▶ SUPPLIED INFORMATION
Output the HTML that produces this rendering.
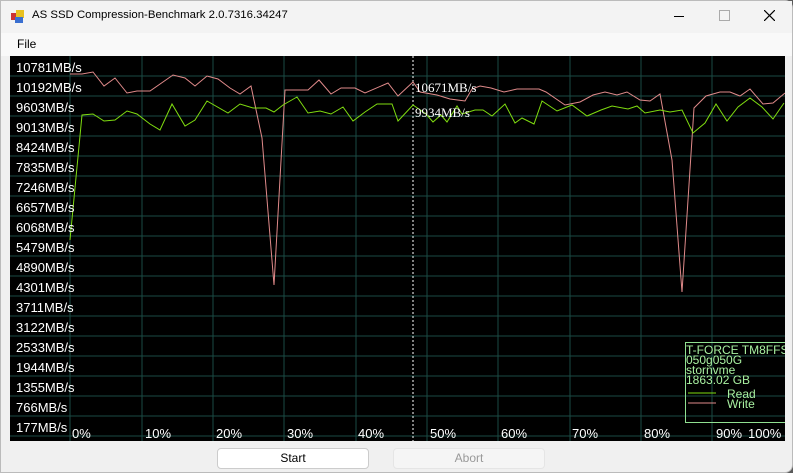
<!DOCTYPE html>
<html><head><style>
body{margin:0;width:793px;height:473px;background:#5a5a5a;font-family:"Liberation Sans",sans-serif;overflow:hidden;position:relative}
.win{position:absolute;left:0;top:0;width:791px;height:471px;background:#f0f0f0;border:1px solid #bbb;border-radius:0 8px 8px 0}
.title{position:absolute;left:0;top:0;width:791px;height:32px;background:#f3f3f3}
.menu{position:absolute;left:0;top:32px;width:791px;height:23px;background:#f9f9f9}
.btn{position:absolute;top:448px;width:150px;height:19px;border:1px solid #ccc;border-radius:4px;background:#fff;font-size:12px;text-align:center;line-height:19px}
</style></head><body>
<div class="win">
<div class="title">
<svg style="position:absolute;left:10px;top:9px" width="14" height="14"><rect x="0" y="3" width="7" height="7" fill="#c33"/><rect x="5" y="0" width="8" height="8" fill="#e8c020"/><rect x="4" y="7" width="8" height="6" fill="#3a6fd0"/></svg>
<div style="position:absolute;left:31px;top:8px;font-size:11.4px;color:#000">AS SSD Compression-Benchmark 2.0.7316.34247</div>
<div style="position:absolute;left:673px;top:15px;width:10px;height:1px;background:#000"></div>
<div style="position:absolute;left:718px;top:9px;width:9px;height:9px;border:1px solid #aaa"></div>
<svg style="position:absolute;left:763px;top:9px" width="11" height="11"><path d="M0 0L11 11M11 0L0 11" stroke="#000" stroke-width="1.2"/></svg>
</div>
<div class="menu"><span style="position:absolute;left:16px;top:4px;font-size:12px">File</span></div>
</div>
<svg style="position:absolute;left:10px;top:56px" width="775" height="385" viewBox="10 56 775 385">
<rect x="10" y="56" width="775" height="385" fill="#000"/>
<g stroke="#1a4a44" stroke-width="1">
<path d="M70 56V441M142 56V441M213 56V441M284 56V441M356 56V441M427 56V441M498 56V441M570 56V441M641 56V441M712 56V441"/>
<path d="M10 76H785M10 96H785M10 116H785M10 136H785M10 156H785M10 176H785M10 196H785M10 216H785M10 236H785M10 256H785M10 276H785M10 296H785M10 316H785M10 336H785M10 356H785M10 376H785M10 396H785M10 416H785M10 436H785"/>
</g>
<path d="M413 56V441" stroke="#fff" stroke-dasharray="2,2"/>
<polyline fill="none" stroke="#e08a8a" stroke-width="1" points="70,74 82,74 93,72 104,86 115,78 127,93 137,91 150,91 173,75 185,78 195,86 207,76 218,79 230,88 240,94 251,86 262,138 274,285 285,90 300,90 308,90 319,80 331,94 341,88 355,88 365,93 388,83 398,96 413,82 420,92 437,95 450,99 465,101 472,89 480,86 491,88 504,92 517,89 539,89 546,92 565,105 580,102 593,95 605,92 617,95 627,92 640,100 650,101 660,94 672,160 682,292 694,108 706,96 720,92 730,92 740,96 750,89 763,104 773,103 785,93"/>
<polyline fill="none" stroke="#7fdc10" stroke-width="1" points="70,240 82,115 93,114 104,121 115,120 127,111 137,114 150,124 160,130 172,104 185,126 195,120 207,101 228,113 240,104 253,108 266,108 274,112 283,105 297,97 308,113 320,111 331,114 343,107 353,121 365,112 377,104 392,104 398,121 413,105 426,114 433,122 441,115 447,122 457,106 462,114 475,110 483,110 492,116 505,104 515,123 522,118 534,124 542,101 557,111 572,105 587,116 601,110 612,106 628,109 637,106 645,113 660,110 670,112 682,110 693,133 705,123 716,104 727,121 738,107 750,98 762,107 773,119 784,103"/>
<g fill="#fff" font-family="Liberation Sans" font-size="13">
<text x="16" y="72">10781MB/s</text><text x="16" y="92">10192MB/s</text><text x="16" y="112">9603MB/s</text><text x="16" y="132">9013MB/s</text><text x="16" y="152">8424MB/s</text><text x="16" y="172">7835MB/s</text><text x="16" y="192">7246MB/s</text><text x="16" y="212">6657MB/s</text><text x="16" y="232">6068MB/s</text><text x="16" y="252">5479MB/s</text><text x="16" y="272">4890MB/s</text><text x="16" y="292">4301MB/s</text><text x="16" y="312">3711MB/s</text><text x="16" y="332">3122MB/s</text><text x="16" y="352">2533MB/s</text><text x="16" y="372">1944MB/s</text><text x="16" y="392">1355MB/s</text><text x="16" y="412">766MB/s</text><text x="16" y="432">177MB/s</text>
<text x="72" y="438">0%</text><text x="145" y="438">10%</text><text x="216" y="438">20%</text><text x="287" y="438">30%</text><text x="358" y="438">40%</text><text x="430" y="438">50%</text><text x="501" y="438">60%</text><text x="572" y="438">70%</text><text x="644" y="438">80%</text><text x="716" y="438">90%</text><text x="748" y="438">100%</text>
</g>
<g fill="#fff" font-family="Liberation Serif" font-size="13"><text x="415" y="92">10671MB/s</text><text x="415" y="117">9934MB/s</text></g>
<rect x="685.5" y="342.5" width="110" height="80" fill="none" stroke="#90e090"/>
<g fill="#a8f0a0" font-family="Liberation Sans" font-size="12">
<text x="686" y="354">T-FORCE TM8FFS</text><text x="686" y="364">050g050G</text><text x="686" y="374">stornvme</text><text x="686" y="384">1863.02 GB</text>
<text x="727" y="398">Read</text><text x="727" y="408">Write</text></g>
<path d="M688 393H716" stroke="#7fdc10"/><path d="M688 403H716" stroke="#e08a8a"/>
</svg>
<div class="btn" style="left:217px">Start</div>
<div class="btn" style="left:393px;background:#f5f5f5;border-color:#e5e5e5;color:#999">Abort</div>
</body></html>
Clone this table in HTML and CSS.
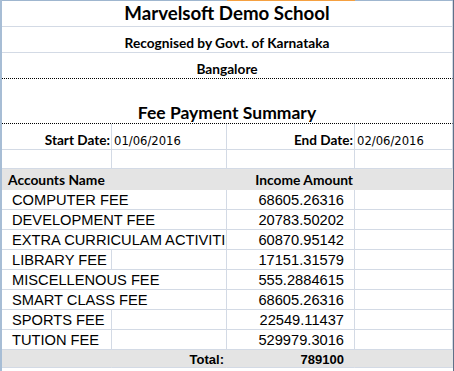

▶ TASK DETAILS
Pictures in the records should not appear in your copy, but everything else must be transcribed exactly.

▶ WRITTEN ANSWER
Output the HTML that produces this rendering.
<!DOCTYPE html>
<html><head><style>
body{margin:0;width:793px;height:473px;background:#5a5a5a;font-family:"Liberation Sans",sans-serif;overflow:hidden;position:relative}
.win{position:absolute;left:0;top:0;width:791px;height:471px;background:#f0f0f0;border:1px solid #bbb;border-radius:0 8px 8px 0}
.title{position:absolute;left:0;top:0;width:791px;height:32px;background:#f3f3f3}
.menu{position:absolute;left:0;top:32px;width:791px;height:23px;background:#f9f9f9}
.btn{position:absolute;top:448px;width:150px;height:19px;border:1px solid #ccc;border-radius:4px;background:#fff;font-size:12px;text-align:center;line-height:19px}
</style></head><body>
<div class="win">
<div class="title">
<svg style="position:absolute;left:10px;top:9px" width="14" height="14"><rect x="0" y="3" width="7" height="7" fill="#c33"/><rect x="5" y="0" width="8" height="8" fill="#e8c020"/><rect x="4" y="7" width="8" height="6" fill="#3a6fd0"/></svg>
<div style="position:absolute;left:31px;top:8px;font-size:11.4px;color:#000">AS SSD Compression-Benchmark 2.0.7316.34247</div>
<div style="position:absolute;left:673px;top:15px;width:10px;height:1px;background:#000"></div>
<div style="position:absolute;left:718px;top:9px;width:9px;height:9px;border:1px solid #aaa"></div>
<svg style="position:absolute;left:763px;top:9px" width="11" height="11"><path d="M0 0L11 11M11 0L0 11" stroke="#000" stroke-width="1.2"/></svg>
</div>
<div class="menu"><span style="position:absolute;left:16px;top:4px;font-size:12px">File</span></div>
</div>
<svg style="position:absolute;left:10px;top:56px" width="775" height="385" viewBox="10 56 775 385">
<rect x="10" y="56" width="775" height="385" fill="#000"/>
<g stroke="#1a4a44" stroke-width="1">
<path d="M70 56V441M142 56V441M213 56V441M284 56V441M356 56V441M427 56V441M498 56V441M570 56V441M641 56V441M712 56V441"/>
<path d="M10 76H785M10 96H785M10 116H785M10 136H785M10 156H785M10 176H785M10 196H785M10 216H785M10 236H785M10 256H785M10 276H785M10 296H785M10 316H785M10 336H785M10 356H785M10 376H785M10 396H785M10 416H785M10 436H785"/>
</g>
<path d="M413 56V441" stroke="#fff" stroke-dasharray="2,2"/>
<polyline fill="none" stroke="#e08a8a" stroke-width="1" points="70,74 82,74 93,72 104,86 115,78 127,93 137,91 150,91 173,75 185,78 195,86 207,76 218,79 230,88 240,94 251,86 262,138 274,285 285,90 300,90 308,90 319,80 331,94 341,88 355,88 365,93 388,83 398,96 413,82 420,92 437,95 450,99 465,101 472,89 480,86 491,88 504,92 517,89 539,89 546,92 565,105 580,102 593,95 605,92 617,95 627,92 640,100 650,101 660,94 672,160 682,292 694,108 706,96 720,92 730,92 740,96 750,89 763,104 773,103 785,93"/>
<polyline fill="none" stroke="#7fdc10" stroke-width="1" points="70,240 82,115 93,114 104,121 115,120 127,111 137,114 150,124 160,130 172,104 185,126 195,120 207,101 228,113 240,104 253,108 266,108 274,112 283,105 297,97 308,113 320,111 331,114 343,107 353,121 365,112 377,104 392,104 398,121 413,105 426,114 433,122 441,115 447,122 457,106 462,114 475,110 483,110 492,116 505,104 515,123 522,118 534,124 542,101 557,111 572,105 587,116 601,110 612,106 628,109 637,106 645,113 660,110 670,112 682,110 693,133 705,123 716,104 727,121 738,107 750,98 762,107 773,119 784,103"/>
<g fill="#fff" font-family="Liberation Sans" font-size="13">
<text x="16" y="72">10781MB/s</text><text x="16" y="92">10192MB/s</text><text x="16" y="112">9603MB/s</text><text x="16" y="132">9013MB/s</text><text x="16" y="152">8424MB/s</text><text x="16" y="172">7835MB/s</text><text x="16" y="192">7246MB/s</text><text x="16" y="212">6657MB/s</text><text x="16" y="232">6068MB/s</text><text x="16" y="252">5479MB/s</text><text x="16" y="272">4890MB/s</text><text x="16" y="292">4301MB/s</text><text x="16" y="312">3711MB/s</text><text x="16" y="332">3122MB/s</text><text x="16" y="352">2533MB/s</text><text x="16" y="372">1944MB/s</text><text x="16" y="392">1355MB/s</text><text x="16" y="412">766MB/s</text><text x="16" y="432">177MB/s</text>
<text x="72" y="438">0%</text><text x="145" y="438">10%</text><text x="216" y="438">20%</text><text x="287" y="438">30%</text><text x="358" y="438">40%</text><text x="430" y="438">50%</text><text x="501" y="438">60%</text><text x="572" y="438">70%</text><text x="644" y="438">80%</text><text x="716" y="438">90%</text><text x="748" y="438">100%</text>
</g>
<g fill="#fff" font-family="Liberation Serif" font-size="13"><text x="415" y="92">10671MB/s</text><text x="415" y="117">9934MB/s</text></g>
<rect x="685.5" y="342.5" width="110" height="80" fill="none" stroke="#90e090"/>
<g fill="#a8f0a0" font-family="Liberation Sans" font-size="12">
<text x="686" y="354">T-FORCE TM8FFS</text><text x="686" y="364">050g050G</text><text x="686" y="374">stornvme</text><text x="686" y="384">1863.02 GB</text>
<text x="727" y="398">Read</text><text x="727" y="408">Write</text></g>
<path d="M688 393H716" stroke="#7fdc10"/><path d="M688 403H716" stroke="#e08a8a"/>
</svg>
<div class="btn" style="left:217px">Start</div>
<div class="btn" style="left:393px;background:#f5f5f5;border-color:#e5e5e5;color:#999">Abort</div>
</body></html>
Clone this table in HTML and CSS.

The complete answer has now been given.